Now they are all like angels in heaven, worshipping God in spirit and in truth, the true church, made whole through the grace of Jesus Christ. And in that communion of the saints, our worship will sing “I will lift you up high, my God, the true king. I will bless you every day, One generation will praise your works to the next one! Proclaiming your mighty Acts! The LORD is righteous in all his ways, faithful in all his deeds!”

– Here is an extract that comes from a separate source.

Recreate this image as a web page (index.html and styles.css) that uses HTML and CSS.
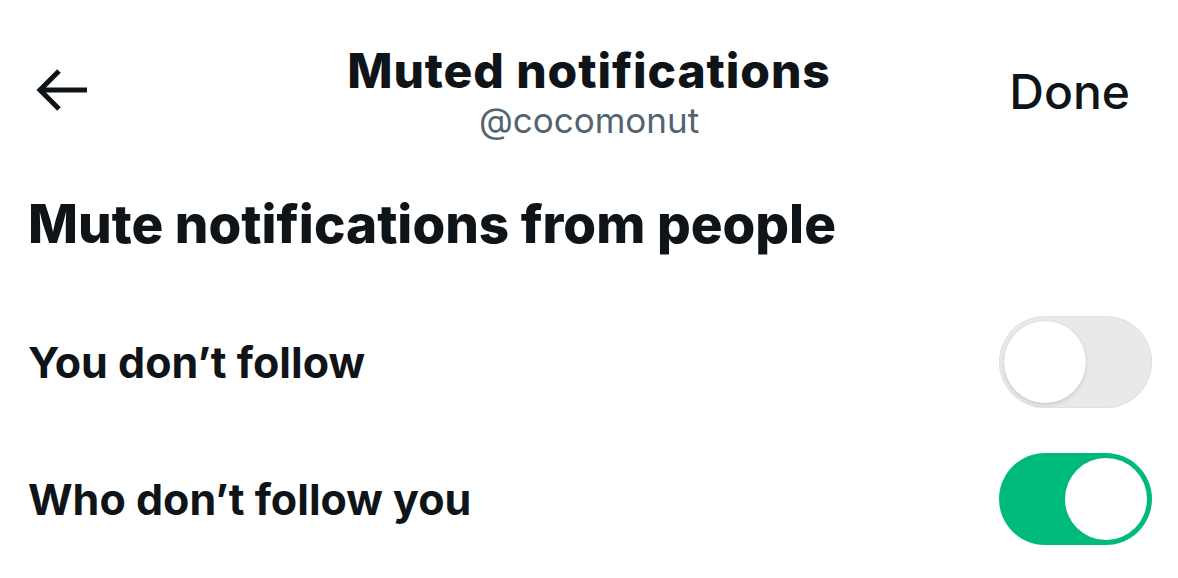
FILE: index.html
```html
<!DOCTYPE html>
<html>
<head>
<meta charset="utf-8">
<link rel="stylesheet" href="styles.css">
</head>
<body>
<div class="page">
  <header class="topbar">
    <div class="back">
      <svg width="54" height="44" viewBox="0 0 54 44"><path d="M52 22H6M24 3L5 22l19 19" fill="none" stroke="#0f1419" stroke-width="5"/></svg>
    </div>
    <div class="titles">
      <div class="title">Muted notifications</div>
      <div class="handle">@cocomonut</div>
    </div>
    <div class="done">Done</div>
  </header>
  <h2 class="section">Mute notifications from people</h2>
  <div class="rows">
    <div class="row">
      <span class="label">You don’t follow</span>
      <span class="toggle"><span class="knob"></span></span>
    </div>
    <div class="row">
      <span class="label">Who don’t follow you</span>
      <span class="toggle on"><span class="knob"></span></span>
    </div>
  </div>
</div>
</body>
</html>
```
FILE: styles.css
```css
html, body { margin: 0; padding: 0; background: #fff; }
body { font-family: Inter, "Noto Sans", sans-serif; color: #0f1419; }
.page { width: 1178px; height: 578px; overflow: hidden; }
.topbar { display: grid; grid-template-columns: 1fr auto 1fr; align-items: center; padding: 36px 48px 0 48px; height: 110px; box-sizing: content-box; }
.back { display: flex; align-items: center; margin: -2px 0 0 -13px; }
.back svg { display: block; }
.titles { display: flex; flex-direction: column; align-items: center; }
.title { font-size: 48px; font-weight: 800; line-height: 60px; letter-spacing: 0.9px; }
.handle { font-size: 35px; color: #536471; line-height: 42px; margin-top: -2px; }
.done { justify-self: end; font-size: 48px; font-weight: 500; line-height: 56px; margin-top: 2px; }
.section { margin: 46px 0 0 28px; font-size: 53px; font-weight: 800; line-height: 64px; letter-spacing: 0; }
.rows { margin-top: 37px; }
.row { display: flex; align-items: center; justify-content: space-between; padding: 0 26px 0 28px; height: 137px; }
.label { font-size: 43px; font-weight: 700; letter-spacing: 0; }
.toggle { width: 153px; height: 92px; border-radius: 46px; background: #e9e9eb; position: relative; display: block; box-shadow: inset 0 0 0 1px #e2e2e4; }
.toggle .knob { position: absolute; left: 5px; top: 5px; width: 82px; height: 82px; border-radius: 50%; background: #fff; box-shadow: 0 2px 4px rgba(0,0,0,0.12), 0 0 1px rgba(0,0,0,0.1); }
.toggle.on { background: #00ba7c; box-shadow: none; }
.toggle.on .knob { left: 66px; box-shadow: none; }
```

We continue in this life though, as resurrection begun but not completed, trusting in the words of the Apostle Paul. “So then, brothers and sisters, stand firm and hold fast to the traditions that you were taught by us, either by word of mouth or by our letter.” Because ours is a tradition not of immortality, but of resurrection. Our tradition says that death may be more powerful than we are, but our God is more powerful than death by far. We created ones are begun, but not completed, because the LORD is with us, making us new each day. The promise the Lord of hosts made with our spiritual ancestors when we came out of Egypt still holds. For our God is not of the dead, but of the living. The LORD will be our God, and we will be God’s people. We will grieve those we have lost, and we will grieve for ourselves when we lose parts of ourselves. When our time comes, others will grieve for us as well.
But that grief is not the end of our story, because God’s story continues forever. God’s love for us is such that he wants us to be a continual part of that story, a story of creation, resurrection, and everlasting praise.